Benjamin Burud -- Goldman Sachs -- Analyst

Exactly, yeah.

Charlie Brown -- Executive Vice President and Chief Financial Officer

Okay. No, I appreciate that. I guess first off, it's the fourth quarter, which is very -- highly subjected to weather. And we had a spectacular third quarter in most of our markets and so being who we are and anticipating the outdoor impact, we took a conservative view, assumed that there would be earlier winter as a result of that. So take it as a conservative perspective.

As far as demand Ben; no, as we said -- both Karl and I stated, demand actually looks pretty solid. We've got decent backlogs. Demand has been very good and we see pricing momentum continuing. So we feel that again having a conservative perspective on the fourth quarter knowing that we are totally exposed to weather and the fact that it's raining today in Dallas would keep us conservative.

Benjamin Burud -- Goldman Sachs -- Analyst

Got it, understood, any inventory [Speech Overlap]

Karl H. Watson, Jr. -- Chief Executive Officer

And just to [Indecipherable] a little bit because you asked, is there anything that we see about the underlying demand being soft? We don't. Our backlogs are up in Drainage. Our bookings are up in Water. There is nothing on the horizon that we see that would suggest anything is soft about the demand for our products.

Benjamin Burud -- Goldman Sachs -- Analyst

Got it. Perfectly, understood. And in Drainage, volume growth was obviously very strong at up 9% in the quarter, is that a sustainable rate of work in your view? Were there any project timing tailwinds we should keep in mind when thinking about sequential growth into 4Q and how that would impact 2020 comps?

Karl H. Watson, Jr. -- Chief Executive Officer

I don't know how long that is sustainable, but in the short term, I believe that it is. Because if you look at our backlogs, those percentages increase -- those percentages are reflected in our backlogs as well as our shipments.

Charlie Brown -- Executive Vice President and Chief Financial Officer

The only comment is, obviously we are subjected to weather and so when you have spectacular weather like we did really have; it was very dry and very warm, so we didn't have any problems with putting pipe in the ground for the whole third quarter.

So that's -- we've talked about this over and over again and hopefully you noticed we try to keep weather out of our release because only news we have about weather in the third quarter was it was good.

Benjamin Burud -- Goldman Sachs -- Analyst

Exactly. And just to be clear, there is weather -- just like you play catch-up or satisfy near-term demand there is not, you're not really pulling any work forward from 4Q into 3Q?

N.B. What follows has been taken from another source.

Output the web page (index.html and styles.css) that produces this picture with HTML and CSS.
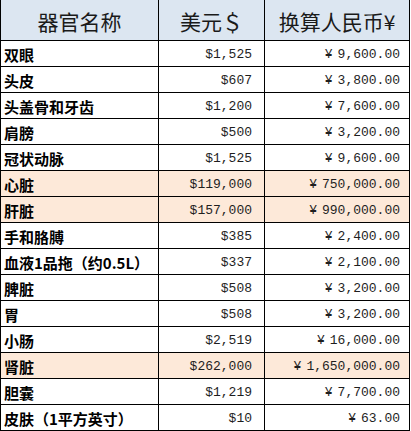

Karl H. Watson, Jr. -- Chief Executive Officer

Yeah, the backlogs don't suggest that at all.

Charlie Brown -- Executive Vice President and Chief Financial Officer

That is correct, Ben. And I think that the key point that Karl is making is, we can supply and it really comes down to the amount that the contractors can take during any period.

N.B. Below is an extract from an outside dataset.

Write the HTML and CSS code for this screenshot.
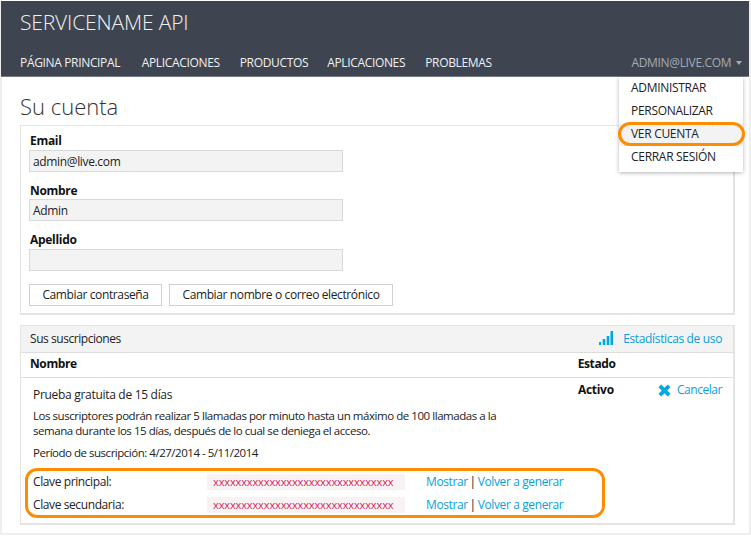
FILE: index.html
```html
<!DOCTYPE html>
<html lang="en">
<head>
    <meta charset="UTF-8">
    <meta name="viewport" content="width=device-width, initial-scale=1.0">
    <title>Su cuenta</title>
    <link rel="stylesheet" href="styles.css">
</head>
<body>
    <div class="page">
        <header class="topbar">
            <div class="brand">SERVICENAME API</div>
            <nav class="nav">
                <a>PÁGINA PRINCIPAL</a>
                <a>APLICACIONES</a>
                <a>PRODUCTOS</a>
                <a>APLICACIONES</a>
                <a>PROBLEMAS</a>
                <span class="user">ADMIN@LIVE.COM <i class="caret"></i></span>
            </nav>
        </header>
        <ul class="menu">
            <li>ADMINISTRAR</li>
            <li>PERSONALIZAR</li>
            <li class="active">VER CUENTA</li>
            <li>CERRAR SESIÓN</li>
        </ul>
        <div class="callout callout-menu"></div>
        <main class="content">
            <h1>Su cuenta</h1>
            <section class="panel profile">
                <label>Email</label>
                <div class="field">admin@live.com</div>
                <label>Nombre</label>
                <div class="field">Admin</div>
                <label>Apellido</label>
                <div class="field"></div>
                <div class="buttons">
                    <button>Cambiar contraseña</button>
                    <button>Cambiar nombre o correo electrónico</button>
                </div>
            </section>
            <section class="panel subs">
                <div class="subs-head">
                    <span>Sus suscripciones</span>
                    <a class="stats">
                        <svg width="14" height="14" viewBox="0 0 14 14"><path d="M0 11h2v3H0zM3.700 8h2.600v6H3.700zM7.700 5h2.600v9H7.700zM11.500 0H14v14h-2.500z" fill="#00a8e0"/></svg>
                        Estadísticas de uso
                    </a>
                </div>
                <div class="subs-cols">
                    <b>Nombre</b>
                    <b class="col-state">Estado</b>
                </div>
                <div class="sub">
                    <div class="sub-main">
                        <div class="sub-title">Prueba gratuita de 15 días</div>
                        <p class="sub-desc">Los suscriptores podrán realizar 5 llamadas por minuto hasta un máximo de 100 llamadas a la semana durante los 15 días, después de lo cual se deniega el acceso.</p>
                        <p class="sub-period">Período de suscripción: 4/27/2014 - 5/11/2014</p>
                    </div>
                    <b class="sub-state">Activo</b>
                    <a class="cancel">
                        <svg width="13" height="13" viewBox="0 0 13 13"><path d="M3.200 0.500L6.500 3.800 9.800 0.500 12.500 3.200 9.200 6.500 12.500 9.800 9.800 12.500 6.500 9.200 3.200 12.500 0.500 9.800 3.800 6.500 0.500 3.200z" fill="#00a8e0"/></svg>
                        Cancelar
                    </a>
                </div>
                <div class="key-row">
                    <span class="key-label">Clave principal:</span>
                    <code class="key">xxxxxxxxxxxxxxxxxxxxxxxxxxxxxxxx</code>
                    <span class="key-links"><a>Mostrar</a> | <a>Volver a generar</a></span>
                </div>
                <div class="key-row">
                    <span class="key-label">Clave secundaria:</span>
                    <code class="key">xxxxxxxxxxxxxxxxxxxxxxxxxxxxxxxx</code>
                    <span class="key-links"><a>Mostrar</a> | <a>Volver a generar</a></span>
                </div>
            </section>
        </main>
        <div class="callout callout-keys"></div>
    </div>
</body>
</html>
```

FILE: styles.css
```css
* {
    box-sizing: border-box;
}

body {
    margin: 0;
    background-color: white;
    font-family: "Open Sans", "Noto Sans", sans-serif;
    font-size: 12px;
    color: #222;
}

.page {
    position: relative;
    width: 751px;
    height: 535px;
    padding-top: 1px;
    border-left: 2px solid #eeeeee;
    border-right: 2px solid #eeeeee;
    border-bottom: 2px solid #eeeeee;
}

.topbar {
    height: 76px;
    margin-left: -1px;
    background: #3e4551;
    border-bottom: 1px solid #767c86;
    color: #f0f0f0;
}

.brand {
    height: 53px;
    padding: 7px 0 0 19px;
    font-size: 21px;
    font-weight: 300;
    letter-spacing: -0.15px;
}

.nav {
    display: flex;
    gap: 20px;
    padding-left: 19px;
    font-size: 12px;
    letter-spacing: -0.34px;
}

.nav a:first-child {
    margin-right: 1.500px;
}

.nav a:nth-child(3) {
    margin-right: -1px;
}

.user {
    position: absolute;
    right: 7px;
    color: #a6abb2;
}

.caret {
    display: inline-block;
    margin-left: 2px;
    border: 3.500px solid transparent;
    border-top: 4px solid #a6abb2;
    border-bottom: 0;
    vertical-align: 2px;
}

.menu {
    position: absolute;
    top: 77px;
    left: 617px;
    width: 124px;
    height: 95px;
    margin: 0;
    padding: 0;
    list-style: none;
    background: white;
    box-shadow: 0 1px 4px rgba(0, 0, 0, 0.3);
    letter-spacing: -0.3px;
}

.menu li {
    height: 23px;
    padding: 2px 0 0 12px;
}

.menu .active {
    background: #f3f3f3;
}

.callout {
    position: absolute;
    border: 3px solid #ff8c00;
}

.callout-menu {
    top: 122px;
    left: 616px;
    width: 127px;
    height: 24px;
    border-radius: 12px;
}

.callout-keys {
    top: 468px;
    left: 23px;
    width: 580px;
    height: 50px;
    border-radius: 12px;
}

.content {
    padding: 0 14px 0 18px;
}

h1 {
    height: 48px;
    margin: 0;
    padding-top: 14px;
    font-size: 22px;
    font-weight: 300;
    line-height: 30px;
    color: #333;
}

.panel {
    border: 2px solid #e4e4e4;
    border-width: 1px 2px 2px 1px;
    background: white;
}

.profile {
    height: 190px;
    padding: 6px 9px;
}

label {
    display: block;
    height: 17.500px;
    font-weight: 700;
    letter-spacing: -0.3px;
    color: #111;
}

.field {
    width: 314px;
    height: 22px;
    margin: 0 0 10px -1px;
    padding: 2px 3px;
    background: #f3f3f3;
    border: 1px solid #d9d9d9;
    letter-spacing: -0.35px;
}

.buttons {
    display: flex;
    gap: 7px;
    margin: 13px 0 0 -1px;
}

button {
    height: 22px;
    padding: 0;
    background: white;
    border: 1px solid #d0d0d0;
    font: inherit;
    letter-spacing: -0.38px;
    color: #222;
}

button:first-child {
    width: 133px;
}

button:last-child {
    width: 224px;
}

.subs {
    height: 200px;
    margin-top: 10px;
}

.subs-head {
    display: flex;
    justify-content: space-between;
    height: 27px;
    padding: 4px 11px 0 9px;
    background: #f3f3f3;
    border-bottom: 1px solid #dddddd;
    letter-spacing: -0.45px;
}

.stats,
.cancel,
.key-links a {
    color: #0a9fd6;
}

.stats {
    letter-spacing: -0.35px;
}

.stats svg {
    margin-right: 7px;
    vertical-align: -2px;
}

.subs-cols {
    display: flex;
    height: 25px;
    padding: 2px 9px 0;
    border-bottom: 1px solid #dddddd;
    color: #111;
    letter-spacing: -0.4px;
}

.col-state {
    margin-left: 501px;
}

.subs-cols b {
    font-weight: 700;
}

.sub {
    display: flex;
    height: 92px;
    padding: 3px 11px 0 12px;
}

.sub-main {
    width: 468px;
}

.sub-title {
    margin-top: 5px;
    letter-spacing: -0.3px;
}

.sub-desc {
    margin: 5px 0 0;
    font-size: 11.500px;
    line-height: 15px;
    letter-spacing: -0.45px;
}

.sub-period {
    margin: 7px 0 0;
    font-size: 11.500px;
    letter-spacing: -0.48px;
}

.sub-state {
    margin-left: 77px;
    color: #111;
    letter-spacing: -0.3px;
}

.cancel {
    margin-left: auto;
    letter-spacing: -0.45px;
}

.cancel svg {
    margin-right: 3px;
    vertical-align: -3px;
}

.key-row {
    display: flex;
    height: 23px;
    padding-left: 12px;
    align-items: center;
}

.key-label {
    width: 174px;
    letter-spacing: -0.4px;
}

.key {
    display: block;
    width: 198px;
    height: 16px;
    padding-left: 6px;
    background: #f9f2f4;
    color: #d0285a;
    font-family: "Open Sans", sans-serif;
    font-size: 11px;
    line-height: 16px;
    letter-spacing: -0.12px;
}

.key-links {
    margin-left: 21px;
    word-spacing: -1.500px;
}

.key-links a {
    letter-spacing: -0.38px;
    word-spacing: 0;
}
```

Karl H. Watson, Jr. -- Chief Executive Officer

I think in almost all construction material markets, there is not enough labor to pull stuff forward. If it rains, it just pushes stuff back. There is not the labor supply to actually have a large catch up in any one period of time, especially the third quarter.

Benjamin Burud -- Goldman Sachs -- Analyst

Got it. Great, thank you very much.

Karl H. Watson, Jr. -- Chief Executive Officer

Thank you.

Operator

Our next question comes from the line of Rohit Seth from SunTrust.

Rohit Seth -- SunTrust Robinson Humphrey -- Analyst

Hey, thanks for taking my question. This question is for Karl. You've got some time now to kick the tires at Forterra and you've talked about some commercial excellence initiatives, operational initiatives, curious if you can just elaborate on what those are and maybe if you have some longer-term targets for the business?

Karl H. Watson, Jr. -- Chief Executive Officer

Well, I think from a commercial excellence standpoint, I said it was multi-layered, really a sort of seven layer; segmentation, value proposition, hiring the right salespeople, training the right salespeople, managing those and then market and profit -- market analysis and product and customer -- product and customer profitability analysis.

I mean, so it's a multi-layered approach that we're taking. Let's say just starting you can't do all things at once. We're probably traveling pretty fast on two of those fronts. But I see this as, over the next three to five years of continuous journey to actually getting better and better at what we do on a commercial side.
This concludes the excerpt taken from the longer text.